What to do:
Your task is to copy the listing exactly. Drop any pictures from the copy.
*-*-*
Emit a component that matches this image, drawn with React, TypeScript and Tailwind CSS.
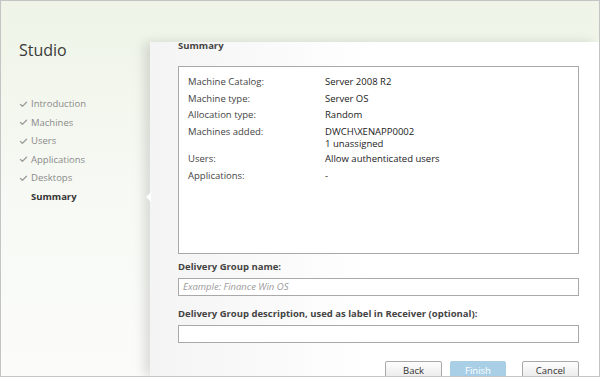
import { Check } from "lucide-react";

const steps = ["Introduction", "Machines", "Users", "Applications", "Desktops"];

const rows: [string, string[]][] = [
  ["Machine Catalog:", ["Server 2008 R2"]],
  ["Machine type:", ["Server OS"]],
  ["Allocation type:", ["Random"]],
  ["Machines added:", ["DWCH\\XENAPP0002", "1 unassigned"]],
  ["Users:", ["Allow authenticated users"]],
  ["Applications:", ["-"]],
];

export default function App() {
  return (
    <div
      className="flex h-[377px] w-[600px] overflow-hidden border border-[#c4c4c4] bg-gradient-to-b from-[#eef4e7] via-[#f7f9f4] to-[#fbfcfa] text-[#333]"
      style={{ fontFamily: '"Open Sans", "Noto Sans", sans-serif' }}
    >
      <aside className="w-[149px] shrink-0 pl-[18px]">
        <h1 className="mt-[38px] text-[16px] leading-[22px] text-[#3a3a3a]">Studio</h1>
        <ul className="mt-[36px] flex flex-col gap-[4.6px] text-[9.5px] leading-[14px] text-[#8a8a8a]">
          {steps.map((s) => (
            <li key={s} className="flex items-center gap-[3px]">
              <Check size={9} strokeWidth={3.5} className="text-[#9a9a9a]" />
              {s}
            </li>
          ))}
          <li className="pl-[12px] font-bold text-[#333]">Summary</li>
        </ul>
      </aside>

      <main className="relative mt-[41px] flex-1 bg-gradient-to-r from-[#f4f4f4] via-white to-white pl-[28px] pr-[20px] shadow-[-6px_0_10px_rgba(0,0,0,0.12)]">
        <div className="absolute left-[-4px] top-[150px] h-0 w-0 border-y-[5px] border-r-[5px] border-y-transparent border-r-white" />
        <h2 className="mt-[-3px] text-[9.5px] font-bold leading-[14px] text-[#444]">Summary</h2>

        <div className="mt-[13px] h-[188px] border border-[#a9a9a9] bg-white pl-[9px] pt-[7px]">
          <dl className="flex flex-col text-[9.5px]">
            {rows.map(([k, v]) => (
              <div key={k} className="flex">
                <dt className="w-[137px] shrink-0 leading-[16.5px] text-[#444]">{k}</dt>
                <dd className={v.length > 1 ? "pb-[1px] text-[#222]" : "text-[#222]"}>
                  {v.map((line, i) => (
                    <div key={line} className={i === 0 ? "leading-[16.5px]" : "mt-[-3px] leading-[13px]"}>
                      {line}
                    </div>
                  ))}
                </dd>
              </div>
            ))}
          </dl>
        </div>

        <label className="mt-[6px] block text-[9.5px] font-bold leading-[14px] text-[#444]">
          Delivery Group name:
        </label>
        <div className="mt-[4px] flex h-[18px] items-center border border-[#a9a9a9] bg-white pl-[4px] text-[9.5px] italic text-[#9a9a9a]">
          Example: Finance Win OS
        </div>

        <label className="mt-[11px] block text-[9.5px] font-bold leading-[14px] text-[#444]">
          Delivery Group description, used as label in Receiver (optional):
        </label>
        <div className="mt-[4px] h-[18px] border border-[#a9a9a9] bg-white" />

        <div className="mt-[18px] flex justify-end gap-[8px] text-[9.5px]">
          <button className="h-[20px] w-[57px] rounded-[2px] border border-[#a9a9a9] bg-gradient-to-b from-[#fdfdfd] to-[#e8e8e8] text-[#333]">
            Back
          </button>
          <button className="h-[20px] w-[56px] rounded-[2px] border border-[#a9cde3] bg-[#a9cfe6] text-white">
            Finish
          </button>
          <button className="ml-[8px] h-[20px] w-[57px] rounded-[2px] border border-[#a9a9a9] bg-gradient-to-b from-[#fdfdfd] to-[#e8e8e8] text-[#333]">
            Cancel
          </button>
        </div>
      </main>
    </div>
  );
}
*-*-*
Exercise answer:
Emit a component that matches this image, drawn with React, TypeScript and Tailwind CSS.
import { Check } from "lucide-react";

const steps = ["Introduction", "Machines", "Users", "Applications", "Desktops"];

const rows: [string, string[]][] = [
  ["Machine Catalog:", ["Server 2008 R2"]],
  ["Machine type:", ["Server OS"]],
  ["Allocation type:", ["Random"]],
  ["Machines added:", ["DWCH\\XENAPP0002", "1 unassigned"]],
  ["Users:", ["Allow authenticated users"]],
  ["Applications:", ["-"]],
];

export default function App() {
  return (
    <div
      className="flex h-[377px] w-[600px] overflow-hidden border border-[#c4c4c4] bg-gradient-to-b from-[#eef4e7] via-[#f7f9f4] to-[#fbfcfa] text-[#333]"
      style={{ fontFamily: '"Open Sans", "Noto Sans", sans-serif' }}
    >
      <aside className="w-[149px] shrink-0 pl-[18px]">
        <h1 className="mt-[38px] text-[16px] leading-[22px] text-[#3a3a3a]">Studio</h1>
        <ul className="mt-[36px] flex flex-col gap-[4.6px] text-[9.5px] leading-[14px] text-[#8a8a8a]">
          {steps.map((s) => (
            <li key={s} className="flex items-center gap-[3px]">
              <Check size={9} strokeWidth={3.5} className="text-[#9a9a9a]" />
              {s}
            </li>
          ))}
          <li className="pl-[12px] font-bold text-[#333]">Summary</li>
        </ul>
      </aside>

      <main className="relative mt-[41px] flex-1 bg-gradient-to-r from-[#f4f4f4] via-white to-white pl-[28px] pr-[20px] shadow-[-6px_0_10px_rgba(0,0,0,0.12)]">
        <div className="absolute left-[-4px] top-[150px] h-0 w-0 border-y-[5px] border-r-[5px] border-y-transparent border-r-white" />
        <h2 className="mt-[-3px] text-[9.5px] font-bold leading-[14px] text-[#444]">Summary</h2>

        <div className="mt-[13px] h-[188px] border border-[#a9a9a9] bg-white pl-[9px] pt-[7px]">
          <dl className="flex flex-col text-[9.5px]">
            {rows.map(([k, v]) => (
              <div key={k} className="flex">
                <dt className="w-[137px] shrink-0 leading-[16.5px] text-[#444]">{k}</dt>
                <dd className={v.length > 1 ? "pb-[1px] text-[#222]" : "text-[#222]"}>
                  {v.map((line, i) => (
                    <div key={line} className={i === 0 ? "leading-[16.5px]" : "mt-[-3px] leading-[13px]"}>
                      {line}
                    </div>
                  ))}
                </dd>
              </div>
            ))}
          </dl>
        </div>

        <label className="mt-[6px] block text-[9.5px] font-bold leading-[14px] text-[#444]">
          Delivery Group name:
        </label>
        <div className="mt-[4px] flex h-[18px] items-center border border-[#a9a9a9] bg-white pl-[4px] text-[9.5px] italic text-[#9a9a9a]">
          Example: Finance Win OS
        </div>

        <label className="mt-[11px] block text-[9.5px] font-bold leading-[14px] text-[#444]">
          Delivery Group description, used as label in Receiver (optional):
        </label>
        <div className="mt-[4px] h-[18px] border border-[#a9a9a9] bg-white" />

        <div className="mt-[18px] flex justify-end gap-[8px] text-[9.5px]">
          <button className="h-[20px] w-[57px] rounded-[2px] border border-[#a9a9a9] bg-gradient-to-b from-[#fdfdfd] to-[#e8e8e8] text-[#333]">
            Back
          </button>
          <button className="h-[20px] w-[56px] rounded-[2px] border border-[#a9cde3] bg-[#a9cfe6] text-white">
            Finish
          </button>
          <button className="ml-[8px] h-[20px] w-[57px] rounded-[2px] border border-[#a9a9a9] bg-gradient-to-b from-[#fdfdfd] to-[#e8e8e8] text-[#333]">
            Cancel
          </button>
        </div>
      </main>
    </div>
  );
}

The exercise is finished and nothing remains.